**STATED EXERCISE:**
The records should be repeated word for word, pictures excluded.

★ ★ ★

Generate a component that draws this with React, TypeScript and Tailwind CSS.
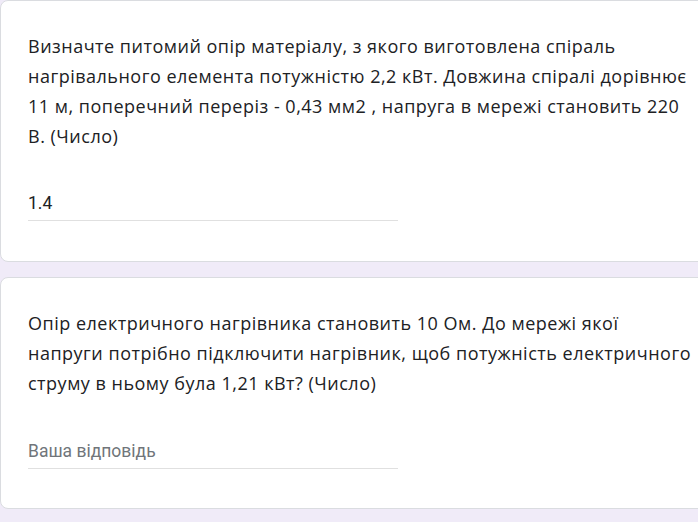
import React from "react";

const q1 = [
  "Визначте питомий опір матеріалу, з якого виготовлена спіраль",
  "нагрівального елемента потужністю 2,2 кВт. Довжина спіралі дорівнює",
  "11 м, поперечний переріз - 0,43 мм2 , напруга в мережі становить 220",
  "В. (Число)",
];
const q2 = [
  "Опір електричного нагрівника становить 10 Ом. До мережі якої",
  "напруги потрібно підключити нагрівник, щоб потужність електричного",
  "струму в ньому була 1,21 кВт? (Число)",
];

function Card({ lines, answer, placeholder, h, gap }: { lines: string[]; answer: string; placeholder?: boolean; h: string; gap: string }) {
  return (
    <div className={`bg-white border border-[#dadce0] rounded-l-[8px] ml-0 mr-[-20px] ${h} pl-[27px] pt-[30px]`}>
      <div className="text-[18px] leading-[30px] tracking-[0.5px] text-[#202124] whitespace-nowrap font-['Open_Sans',sans-serif]">
        {lines.map((l, i) => (
          <div key={i}>{l}</div>
        ))}
      </div>
      <div className={`${gap} w-[370px] border-b border-[#e0e0e0] pb-[5px]`}>
        <div className={`text-[17.5px] leading-[24px] font-['Roboto',sans-serif] ${placeholder ? "text-[#70757a]" : "text-[#202124]"}`}>
          {answer}
        </div>
      </div>
    </div>
  );
}

export default function App() {
  return (
    <div className="w-[698px] h-[522px] overflow-hidden bg-[#f0ebf8]">
      <Card lines={q1} answer="1.4" h="h-[262px]" gap="mt-[40px]" />
      <div className="h-[15px]" />
      <Card lines={q2} answer="Ваша відповідь" placeholder h="h-[232px]" gap="mt-[41px]" />
    </div>
  );
}
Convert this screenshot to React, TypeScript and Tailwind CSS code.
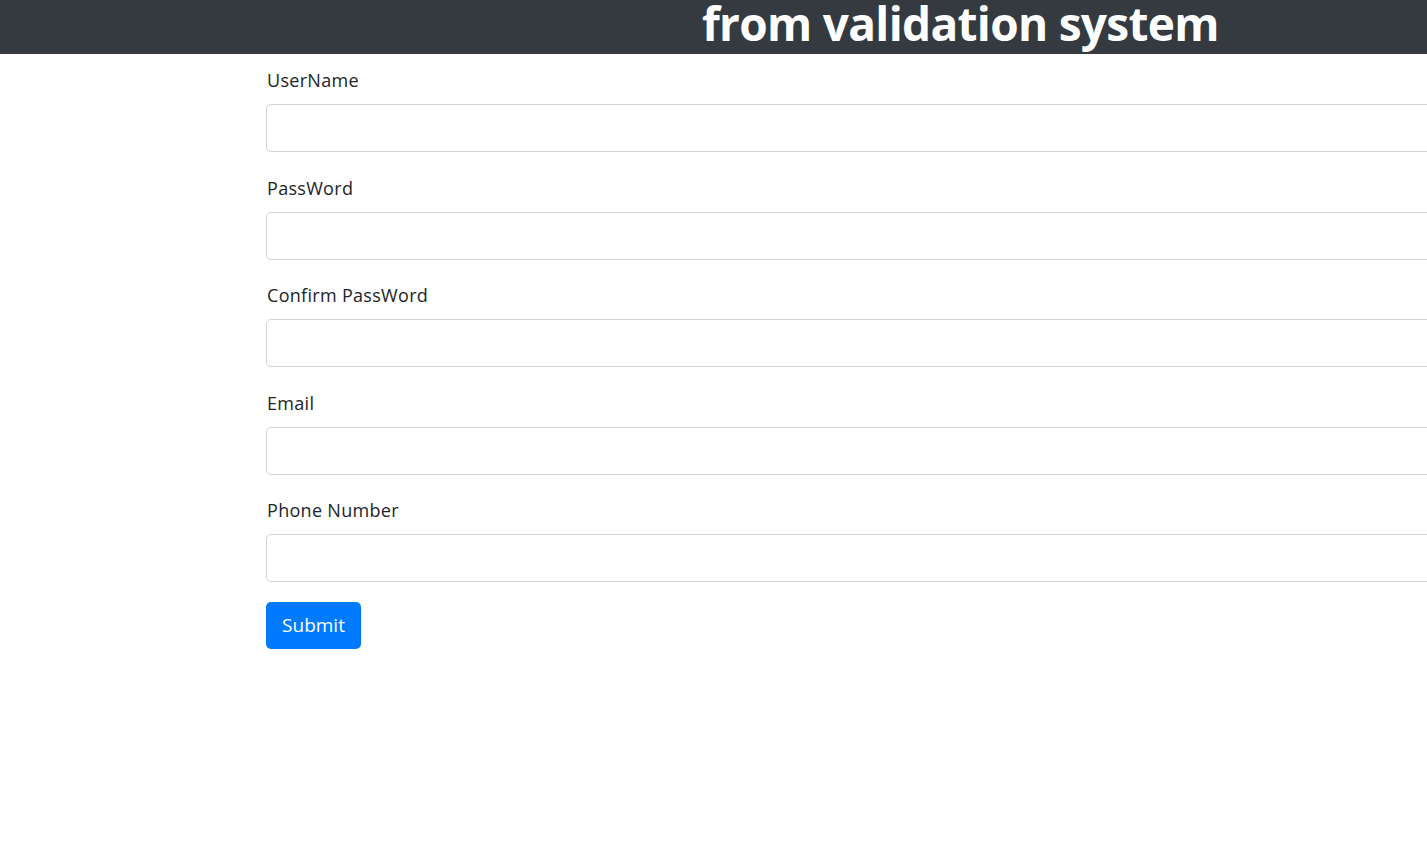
import React from "react";

const fields = ["UserName", "PassWord", "Confirm PassWord", "Email", "Phone Number"];

export default function App() {
  return (
    <div
      className="w-[1427px] h-[842px] overflow-hidden bg-white text-[#212529]"
      style={{ fontFamily: '"Open Sans", "Noto Sans", sans-serif' }}
    >
      <header className="h-[54px] bg-[#343a40] overflow-hidden flex items-start pl-[702px]">
        <h1 className="text-white font-bold text-[46px] leading-[54px] -mt-[4px] whitespace-nowrap tracking-[-0.7px]">
          from validation system
        </h1>
      </header>
      <form className="pl-[266px] pt-[14px] flex flex-col">
        {fields.map((f) => (
          <div key={f} className="flex flex-col mb-[23.5px]">
            <label className="text-[18px] leading-[24px] mb-[12px] whitespace-nowrap pl-[1px] tracking-[0.3px]">{f}</label>
            <input
              type="text"
              className="w-[1300px] h-[48px] border border-[#ced4da] rounded-[5px] px-4 outline-none"
            />
          </div>
        ))}
        <div className="-mt-[4px]">
          <button
            type="button"
            className="h-[47px] w-[95px] bg-[#007bff] text-white text-[19px] rounded-[5px] leading-none"
          >
            Submit
          </button>
        </div>
      </form>
    </div>
  );
}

★ ★ ★

**ANSWER TO THE EXERCISE:**
Generate a component that draws this with React, TypeScript and Tailwind CSS.
import React from "react";

const q1 = [
  "Визначте питомий опір матеріалу, з якого виготовлена спіраль",
  "нагрівального елемента потужністю 2,2 кВт. Довжина спіралі дорівнює",
  "11 м, поперечний переріз - 0,43 мм2 , напруга в мережі становить 220",
  "В. (Число)",
];
const q2 = [
  "Опір електричного нагрівника становить 10 Ом. До мережі якої",
  "напруги потрібно підключити нагрівник, щоб потужність електричного",
  "струму в ньому була 1,21 кВт? (Число)",
];

function Card({ lines, answer, placeholder, h, gap }: { lines: string[]; answer: string; placeholder?: boolean; h: string; gap: string }) {
  return (
    <div className={`bg-white border border-[#dadce0] rounded-l-[8px] ml-0 mr-[-20px] ${h} pl-[27px] pt-[30px]`}>
      <div className="text-[18px] leading-[30px] tracking-[0.5px] text-[#202124] whitespace-nowrap font-['Open_Sans',sans-serif]">
        {lines.map((l, i) => (
          <div key={i}>{l}</div>
        ))}
      </div>
      <div className={`${gap} w-[370px] border-b border-[#e0e0e0] pb-[5px]`}>
        <div className={`text-[17.5px] leading-[24px] font-['Roboto',sans-serif] ${placeholder ? "text-[#70757a]" : "text-[#202124]"}`}>
          {answer}
        </div>
      </div>
    </div>
  );
}

export default function App() {
  return (
    <div className="w-[698px] h-[522px] overflow-hidden bg-[#f0ebf8]">
      <Card lines={q1} answer="1.4" h="h-[262px]" gap="mt-[40px]" />
      <div className="h-[15px]" />
      <Card lines={q2} answer="Ваша відповідь" placeholder h="h-[232px]" gap="mt-[41px]" />
    </div>
  );
}
Convert this screenshot to React, TypeScript and Tailwind CSS code.
import React from "react";

const fields = ["UserName", "PassWord", "Confirm PassWord", "Email", "Phone Number"];

export default function App() {
  return (
    <div
      className="w-[1427px] h-[842px] overflow-hidden bg-white text-[#212529]"
      style={{ fontFamily: '"Open Sans", "Noto Sans", sans-serif' }}
    >
      <header className="h-[54px] bg-[#343a40] overflow-hidden flex items-start pl-[702px]">
        <h1 className="text-white font-bold text-[46px] leading-[54px] -mt-[4px] whitespace-nowrap tracking-[-0.7px]">
          from validation system
        </h1>
      </header>
      <form className="pl-[266px] pt-[14px] flex flex-col">
        {fields.map((f) => (
          <div key={f} className="flex flex-col mb-[23.5px]">
            <label className="text-[18px] leading-[24px] mb-[12px] whitespace-nowrap pl-[1px] tracking-[0.3px]">{f}</label>
            <input
              type="text"
              className="w-[1300px] h-[48px] border border-[#ced4da] rounded-[5px] px-4 outline-none"
            />
          </div>
        ))}
        <div className="-mt-[4px]">
          <button
            type="button"
            className="h-[47px] w-[95px] bg-[#007bff] text-white text-[19px] rounded-[5px] leading-none"
          >
            Submit
          </button>
        </div>
      </form>
    </div>
  );
}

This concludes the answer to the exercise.